You can now see how, if the original string can't be matched as a multiple of its substrings, then by definition, it's prime!

BTW, the non-greedy operator ? is what makes the "algorithm" start from the shortest and count up.


Efficiency:

It's interesting, but certainly not efficient, by various arguments, some of which I'll consolidate below:

  • As @TeddHopp notes, the well-known sieve-of-Eratosthenes approach would not bother to check multiples of integers such as 4, 6, and 9, having been "visited" already while checking multiples of 2 and 3. Alas, this regex approach exhaustively checks every smaller integer.

  • As @PetarMinchev notes, we can "short-circuit" the multiples-checking scheme once we reach the square root of the number. We should be able to because a factor greater than the square root must partner with a factor lesser than the square root (since otherwise two factors greater than the square root would produce a product greater than the number), and if this greater factor exists, then we should have already encountered (and thus, matched) the lesser factor.

  • As @Jesper and @Brian note with concision, from a non-algorithmic perspective, consider how a regular expression would begin by allocating memory to store the string, e.g. char[9000] for 9000. Well, that was easy, wasn't it? ;)

  • As @Foon notes, there exist probabilistic methods which may be more efficient for larger numbers, though they may not always be correct (turning up pseudoprimes instead). But also there are deterministic tests that are 100% accurate and far more efficient than sieve-based methods. Wolfram's has a nice summary.



回答2:

The unary characteristics of primes and why this works has already been covered.

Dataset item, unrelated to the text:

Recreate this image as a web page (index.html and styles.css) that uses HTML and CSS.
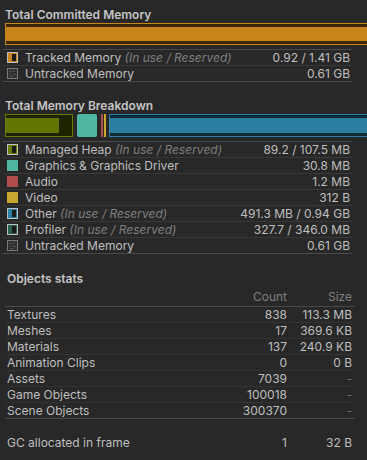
FILE: index.html
```html
<!DOCTYPE html>
<html>
<head>
	<meta charset="UTF-8">
	<title>Memory Summary</title>
	<link rel="stylesheet" href="styles.css">
</head>
<body>
	<div class="title">Total Committed Memory</div>
	<div class="bar">
		<div class="seg seg-tracked"><div class="fill" style="width: 100%;"></div></div>
	</div>
	<div class="list">
		<div class="row">
			<span class="icon split ic-tracked"><i></i></span>
			<span class="name">Tracked Memory <em>(In use / Reserved)</em></span>
			<span class="val">0.92 / 1.41 GB</span>
		</div>
		<div class="row">
			<span class="icon">
				<svg width="11" height="11" viewBox="0 0 11 11"><rect x="0.5" y="0.5" width="10" height="10" fill="#2e2e2e" stroke="#7a7a7a"/><path d="M2 3.5h2M5 3h3M2.5 6h1.5M6 6.5h2.5M3 8.5h3" stroke="#5c5c5c" stroke-width="1"/></svg>
			</span>
			<span class="name">Untracked Memory</span>
			<span class="val">0.61 GB</span>
		</div>
	</div>

	<div class="title second">Total Memory Breakdown</div>
	<div class="bar tall">
		<div class="seg seg-heap"><div class="fill" style="width: 81%;"></div></div>
		<div class="seg seg-gfx"></div>
		<div class="seg seg-audio"></div>
		<div class="seg seg-video"></div>
		<div class="seg seg-other"><div class="fill" style="width: 100%;"></div></div>
	</div>
	<div class="list">
		<div class="row">
			<span class="icon split ic-heap"><i></i></span>
			<span class="name">Managed Heap <em>(In use / Reserved)</em></span>
			<span class="val">89.2 / 107.5 MB</span>
		</div>
		<div class="row">
			<span class="icon solid ic-gfx"></span>
			<span class="name">Graphics &amp; Graphics Driver</span>
			<span class="val">30.8 MB</span>
		</div>
		<div class="row">
			<span class="icon solid ic-audio"></span>
			<span class="name">Audio</span>
			<span class="val">1.2 MB</span>
		</div>
		<div class="row">
			<span class="icon solid ic-video"></span>
			<span class="name">Video</span>
			<span class="val">312 B</span>
		</div>
		<div class="row">
			<span class="icon split ic-other"><i></i></span>
			<span class="name">Other <em>(In use / Reserved)</em></span>
			<span class="val">491.3 MB / 0.94 GB</span>
		</div>
		<div class="row">
			<span class="icon split ic-profiler"><i></i></span>
			<span class="name">Profiler <em>(In use / Reserved)</em></span>
			<span class="val">327.7 / 346.0 MB</span>
		</div>
		<div class="row">
			<span class="icon">
				<svg width="11" height="11" viewBox="0 0 11 11"><rect x="0.5" y="0.5" width="10" height="10" fill="#2e2e2e" stroke="#7a7a7a"/><path d="M2 3.5h2M5 3h3M2.5 6h1.5M6 6.5h2.5M3 8.5h3" stroke="#5c5c5c" stroke-width="1"/></svg>
			</span>
			<span class="name">Untracked Memory</span>
			<span class="val">0.61 GB</span>
		</div>
	</div>

	<div class="title third">Objects stats</div>
	<div class="stats">
		<div class="srow head"><span class="sname"></span><span class="count">Count</span><span class="size">Size</span></div>
		<div class="srow"><span class="sname">Textures</span><span class="count">838</span><span class="size">113.3 MB</span></div>
		<div class="srow"><span class="sname">Meshes</span><span class="count">17</span><span class="size">369.6 KB</span></div>
		<div class="srow"><span class="sname">Materials</span><span class="count">137</span><span class="size">240.9 KB</span></div>
		<div class="srow"><span class="sname">Animation Clips</span><span class="count">0</span><span class="size">0 B</span></div>
		<div class="srow"><span class="sname">Assets</span><span class="count">7039</span><span class="size dim">-</span></div>
		<div class="srow"><span class="sname">Game Objects</span><span class="count">100018</span><span class="size dim">-</span></div>
		<div class="srow last"><span class="sname">Scene Objects</span><span class="count">300370</span><span class="size dim">-</span></div>
		<div class="srow gc"><span class="sname">GC allocated in frame</span><span class="count">1</span><span class="size">32 B</span></div>
	</div>
</body>
</html>
```

FILE: styles.css
```css
body {
  margin: 0;
  background-color: #282828;
  color: #bfbfbf;
  font-family: Inter, "Noto Sans", sans-serif;
  font-size: 12px;
}

.title {
  margin: 7px 0 0 5px;
  height: 16px;
  line-height: 16px;
  font-weight: 600;
  color: #c4c4c4;
}

.title.second {
  margin-top: 16px;
}

.title.third {
  margin-top: 17px;
  margin-left: 7px;
}

.bar {
  display: flex;
  gap: 4px;
  margin-left: 5px;
  height: 22px;
}

.bar.tall {
  height: 23px;
}

.seg {
  box-sizing: border-box;
  height: 100%;
}

.seg .fill {
  height: 100%;
}

.seg-tracked {
  flex: 1;
  border: 1px solid #c8841a;
  border-right: none;
  background-color: #3b2707;
  padding: 3px 0;
}

.seg-tracked .fill {
  background-color: #c8841a;
}

.seg-heap {
  width: 68px;
  border: 1px solid #6a7d00;
  background-color: #1d2500;
  padding: 3px 0;
}

.seg-heap .fill {
  background-color: #627500;
}

.seg-gfx {
  width: 20px;
  background-color: #4fb7a1;
  border-radius: 2px;
}

.seg-audio {
  width: 2px;
  background-color: #b04d4d;
}

.seg-video {
  width: 2px;
  margin-left: -3px;
  background-color: #c9a82f;
}

.seg-other {
  flex: 1;
  margin-left: -1px;
  border: 1px solid #2a80a3;
  border-right: none;
  background-color: #0e2a36;
  padding: 3px 0;
}

.seg-other .fill {
  background-color: #2a7fa1;
}

.list {
  margin: 4px 15px 0 3px;
  border-top: 1px solid #4a4a4a;
}

.row {
  display: flex;
  align-items: center;
  height: 15px;
  border-bottom: 1px solid #383838;
  padding: 0 2px 0 4px;
}

.row:last-child {
  border-bottom-color: #4a4a4a;
}

.icon {
  width: 11px;
  height: 11px;
  margin-right: 7px;
  box-sizing: border-box;
  flex: none;
  display: flex;
}

.icon.split {
  border: 1px solid;
  padding: 1px 1px 1px 4px;
}

.icon.split i {
  flex: 1;
  background-color: #1a1a1a;
}

.ic-tracked {
  border-color: #c8841a;
  background-color: #c8841a;
}

.ic-heap {
  border-color: #6a7d00;
  background-color: #6a7d00;
}

.ic-other {
  border-color: #2a80a3;
  background-color: #2a80a3;
}

.ic-profiler {
  border-color: #2a5e4e;
  background-color: #2a5e4e;
}

.ic-gfx {
  background-color: #4fb7a1;
}

.ic-audio {
  background-color: #b04d4d;
}

.ic-video {
  background-color: #c9a82f;
}

.name {
  flex: 1;
  white-space: nowrap;
}

.name em {
  color: #7f7f7f;
}

.val {
  white-space: nowrap;
}

.stats {
  margin: 0 12px 0 5px;
}

.srow {
  display: flex;
  height: 15px;
  line-height: 15px;
  border-bottom: 1px solid #333333;
  padding: 0 3px 0 2px;
}

.srow.head {
  height: 19px;
  line-height: 19px;
  color: #7f7f7f;
  border-bottom-color: #4a4a4a;
}

.srow.last {
  border-bottom: 1px solid #4a4a4a;
}

.srow.gc {
  border-bottom: none;
  margin-top: 16px;
}

.sname {
  flex: 1;
}

.count {
  width: 80px;
  text-align: right;
}

.size {
  width: 65px;
  text-align: right;
}

.dim {
  color: #6a6a6a;
}
```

So here's a test using conventional approaches and this approach:

public class Main {

    public static void main(String[] args) {
        long time = System.nanoTime();
        for (int i = 2; i < 10000; i++) {
            isPrimeOld(i);
        }
        time = System.nanoTime() - time;
        System.out.println(time + " ns (" + time / 1000000 + " ms)");
        time = System.nanoTime();
        for (int i = 2; i < 10000; i++) {
            isPrimeRegex(i);
        }
        time = System.nanoTime() - time;
        System.out.println(time + " ns (" + time / 1000000 + " ms)");
        System.out.println("Done");
    }

    public static boolean isPrimeRegex(int n) {
        return !(new String(new char[n])).matches(".?|(..+?)\\1+");
    }

    public static boolean isPrimeOld(int n) {
        if (n == 2)
            return true;
        if (n < 2)
            return false;
        if ((n & 1) == 0)
            return false;
        int limit = (int) Math.round(Math.sqrt(n));
        for (int i = 3; i <= limit; i += 2) {
            if (n % i == 0)
                return false;
        }
        return true;
    }
}

This test computes whether or not the number is prime up to 9,999, starting from 2. And here's its output on a relatively powerful server:

8537795 ns (8 ms)
30842526146 ns (30842 ms)
Done

So it is grossly inefficient once the numbers get large enough. (For up to 999, the regex runs in about 400 ms.) For small numbers, it's fast, but it's still faster to generate the primes up to 9,999 the conventional way than it is to even generate primes up to 99 the old way (23 ms).



回答3:

This is not a really efficient way to check if a number is prime(it checks every divisor).

An efficient way is to check for divisors up to sqrt(number). This is if you want to be certain if a number is prime. Otherwise there are probabilistic primality checks which are faster, but not 100% correct.